The Reserve Bank of Australia has raised interest rates three times this year to the current 4.35% in a bid to contain inflation.
“Home price growth has clearly slowed, and market conditions cooled, following the three consecutive rate hikes from the RBA,” says REA Group Senior Economist Angus Moore.
“Home prices in Sydney and Melbourne have declined for three consecutive months, and home prices nationally have stalled.
“This softness is likely to continue through 2026, as the effect of higher rates continue to flow through and tax changes weigh on investor demand,” Mr Moore says, referring to the reforms unveiled in the May Federal Budget.
The tax changes remove negative gearing and the 50% CGT discount for investors who purchase existing properties after Budget night, while retaining both concessions for newly built homes.
“While estimates suggest the effect on home prices from these changes will probably be modest in the long run, the short-run effect is to reduce price growth by a couple percentage points in 2026 and 2027.” Mr Moore says.
“Housing affordability, already challenging before the three rate hikes we’ve seen in 2026, will also continue to be a constraint on home price growth.”
Assuming that interest rates are at their peak in this cycle - a scenario backed by three of Australia’s four major banks - REA Group believes there will be “a turning point and return to growth” late this year.
That would see home price growth of 5.5% in 2027 across the combined capitals, “slightly below the typical growth rate of around 7%, reflecting affordability challenges and diminished investor demand”, REA Group’s Property Outlook Report says.
“Housing demand will continue to be supported by population inflows and income growth, as well as boosted demand from first-home buyers, owing to the expanded Australian Government 5% Deposit Scheme,” REA Group’s Angus Moore says.
“On the supply side, new residential construction remains soft.
“While leading indicators, like building approvals and commencements, have been trending in the right direction for the past couple years, actual completions remain low.

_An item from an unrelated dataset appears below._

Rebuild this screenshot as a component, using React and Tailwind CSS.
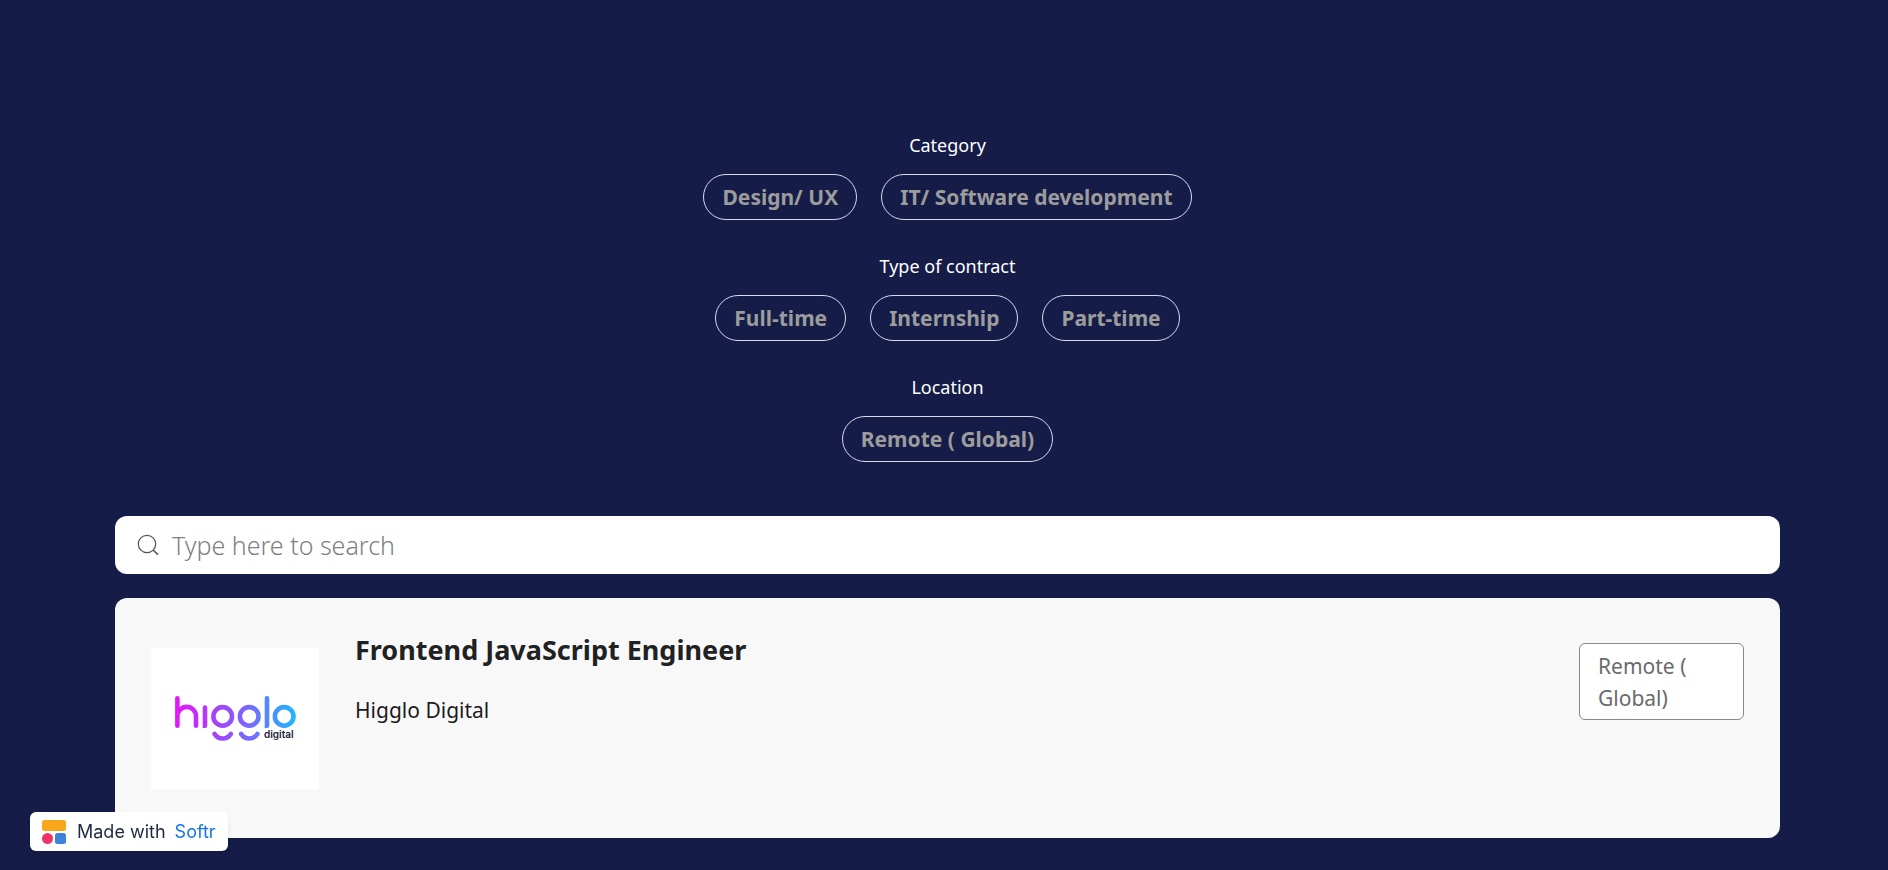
import { useState } from "react";

const filters = [
    { label: "Category", options: ["Design/ UX", "IT/ Software development"] },
    { label: "Type of contract", options: ["Full-time", "Internship", "Part-time"] },
    { label: "Location", options: ["Remote ( Global)"] },
];

const jobs = [
    { title: "Frontend JavaScript Engineer", company: "Higglo Digital", location: "Remote ( Global)" },
];

function HiggloLogo() {
    return (
        <svg viewBox="0 0 168 141" className="w-[168px] h-[141px] bg-white" role="img" aria-label="Higglo Digital">
            <defs>
                <linearGradient id="higglo" gradientUnits="userSpaceOnUse" x1="24" y1="0" x2="145" y2="0">
                    <stop offset="0" stopColor="#e516fb" />
                    <stop offset="0.4" stopColor="#9a4bfb" />
                    <stop offset="0.65" stopColor="#6f70ff" />
                    <stop offset="1" stopColor="#1cb8ff" />
                </linearGradient>
            </defs>
            <g fill="none" stroke="url(#higglo)" strokeWidth="4.6" strokeLinecap="round">
                <path d="M26.4 50.3V77.7M26.4 68.2a9.2 9.2 0 0 1 18.6 0V77.7" />
                <path d="M54 59.5V77.7l.01 0" />
                <circle cx="71.7" cy="68.4" r="9.3" />
                <circle cx="98.2" cy="68.4" r="9.3" />
                <path d="M116 50.3V77.7l.01 0" />
                <circle cx="133.2" cy="68.4" r="9.3" />
                <path d="M63.6 86a9.6 9.6 0 0 0 16.2 0M90.2 86a9.6 9.6 0 0 0 16.2 0" />
            </g>
            <text x="113" y="90" fontSize="10" fontWeight="600" fill="#1b2036" className="font-['Inter',sans-serif]">digital</text>
        </svg>
    );
}

function FilterGroup({ label, options, selected, onToggle }) {
    return (
        <div role="group" aria-label={label} className="flex flex-col items-center">
            <p className="text-lg leading-[26px] text-white">{label}</p>
            <div className="mt-4 flex flex-wrap justify-center gap-6">
                {options.map(option => (
                    <button
                        key={option}
                        type="button"
                        aria-pressed={selected.includes(option)}
                        onClick={() => onToggle(option)}
                        className="rounded-full border border-[#d9dbea] px-[18px] py-1.5 text-[21px] leading-8 font-bold text-[#9c9c9c]"
                    >
                        {option}
                    </button>
                ))}
            </div>
        </div>
    );
}

function JobCard({ job }) {
    return (
        <article className="flex h-60 items-start rounded-xl bg-[#f8f8f8] px-9">
            <div className="mt-[50px] shrink-0">
                <HiggloLogo />
            </div>
            <div className="ml-9 mt-8 grow text-[#1f2222]">
                <h2 className="text-[27px] leading-10 font-bold">{job.title}</h2>
                <p className="mt-6 text-[21px] leading-8 text-[#1c1c1c]">{job.company}</p>
            </div>
            <span className="mt-[45px] w-[165px] shrink-0 rounded-md border border-[#888] bg-white px-[18px] pt-1.5 pb-[5px] text-[21px] leading-8 text-[#6b6b6b]">
                {job.location}
            </span>
        </article>
    );
}

export default function App() {
    const [search, setSearch] = useState(""),
        [selected, setSelected] = useState([]);

    const toggle = (option) => {
        if (selected.includes(option)) {
            setSelected(selected.filter(item => item !== option));
        } else {
            setSelected([...selected, option]);
        }
    }

    const shownJobs = jobs.filter(job => job.title.toLowerCase().includes(search.toLowerCase()));

    return (
        <main className="min-h-screen bg-[#151c48] pt-33 pr-[108px] pb-8 pl-[115px] font-['Noto_Sans',sans-serif]">
            <div className="flex flex-col gap-[33px]">
                {filters.map(filter => (
                    <FilterGroup key={filter.label} {...filter} selected={selected} onToggle={toggle} />
                ))}
            </div>

            <label className="mt-[54px] flex h-[58px] items-center rounded-xl bg-white pl-[22px]">
                <svg viewBox="0 0 22 22" className="size-[22px] shrink-0" fill="none" stroke="#555" strokeWidth="1.2" aria-hidden="true">
                    <circle cx="10" cy="10" r="8.7" />
                    <path d="M16 16l5 4.6" strokeWidth="1.6" />
                </svg>
                <input
                    type="text"
                    aria-label="Search jobs"
                    placeholder="Type here to search"
                    value={search}
                    onChange={e => setSearch(e.target.value)}
                    className="ml-[13px] h-full grow bg-transparent text-[25px] font-light text-[#333] outline-none placeholder:text-[#808080]"
                />
            </label>

            <section className="mt-6 flex flex-col gap-6">
                {shownJobs.map(job => <JobCard key={job.title} job={job} />)}
            </section>

            <a
                href="#softr"
                className="fixed bottom-[19px] left-[30px] flex h-[39px] items-center rounded-md bg-white px-3 font-['Inter',sans-serif] text-lg text-[#1c2a40] shadow-md"
            >
                <svg viewBox="0 0 24 24" className="mr-[11px] size-6" aria-hidden="true">
                    <rect width="24" height="11" rx="2.5" fill="#faa61a" />
                    <circle cx="5.5" cy="18.5" r="5.5" fill="#ef3369" />
                    <rect x="13" y="13" width="11" height="11" rx="2.5" fill="#3b82d9" />
                </svg>
                Made with <span className="ml-[9px] text-[#1676df]">Softr</span>
            </a>
        </main>
    );
}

“With rates rising, new commencements may well slow, and that limited flow of new homes will continue to place a floor under home prices,” he says.
However, the outlook across the capital cities is not an even picture.
Sydney
REA Group says home prices have been declining across the Sydney market as a whole in recent months, although “the declines have been modest, with prices down just 1.2% from February.”
It believes prices will finish the year 3% lower than they started, before growth picks up to 4% next year.
“While we expect prices to grow in 2027, growth is likely to be below average for the city, given the high level of interest rates and Sydney’s extremely challenging affordability,” the Property Outlook Report says.
Melbourne
Melbourne’s housing market is expected to remain under pressure through the remainder of 2026 according to REA Group, “with higher interest rates and cost of living challenges weighing on buyer demand and prices” - factors which are expected to see home prices fall by 4%.
However, there will be a sharp turnaround next year, with prices forecast to grow by a strong 6%.
“Melbourne is in the process of transitioning from a market with a relative oversupply of housing to one facing growing supply constraints, supporting its forecasted rebound,” the analysis says.
“Adding to demand, Victoria is forecast to add over one million more people to its population over the coming decade, which is likely to outpace new housing construction.”
Brisbane
REA Group says Brisbane should continue to see positive home price growth through the rest of 2026, although the strong pace of growth will slow “as affordability constraints intensify following interest rate hikes.”
However, the report points out that new home construction over the past five years has fallen “short of what has been required to accommodate strong population growth, driven by interstate and overseas migration.”
That underlying shortage should see price growth of 5% in 2026 increase slightly to 6% in 2027.
Perth
Perth has been the standout city for price growth in Australia over the past three years, benefitting “from higher wages, primarily driven by mining activity, and strong population growth.”
“As affordability and inflation begin to put pressure on household budgets, price growth is forecast to slow, though it will remain the nation’s leading capital, finishing 2026 8% higher (a further 3.5% from where it is year-to-date),” REA Group says.
“In 2027, growth in Perth is expected to remain above the national average, at 7%.”
Adelaide
REA Group believes “Adelaide faces particularly challenging affordability conditions, with SA falling to the second-least-affordable state in Australia.”
It believes that as these “affordability constraints bite” there will be slower-than-average growth of 5% this year and 4% in 2027.
Hobart
In contrast, relative affordability in Hobart has led to “recent strong price growth… driven by an increase in first-home buyers from the expanded 5% deposit scheme and growth in investor activity.”
While REA Group says the Tasmanian capital is expected to see slower population growth than other cities, “lower price levels and low-deposit policies will likely support owner-occupier demand in the market.”
Interestingly, the state’s strong pipeline of capital works is likely to lead to significant building resources allocated to infrastructure projects, which REA Group says “may soften residential construction and dwelling supply, resulting in above-average price growth.”
“Therefore, prices are forecast to finish up 6% in 2026 and 7% in 2027.”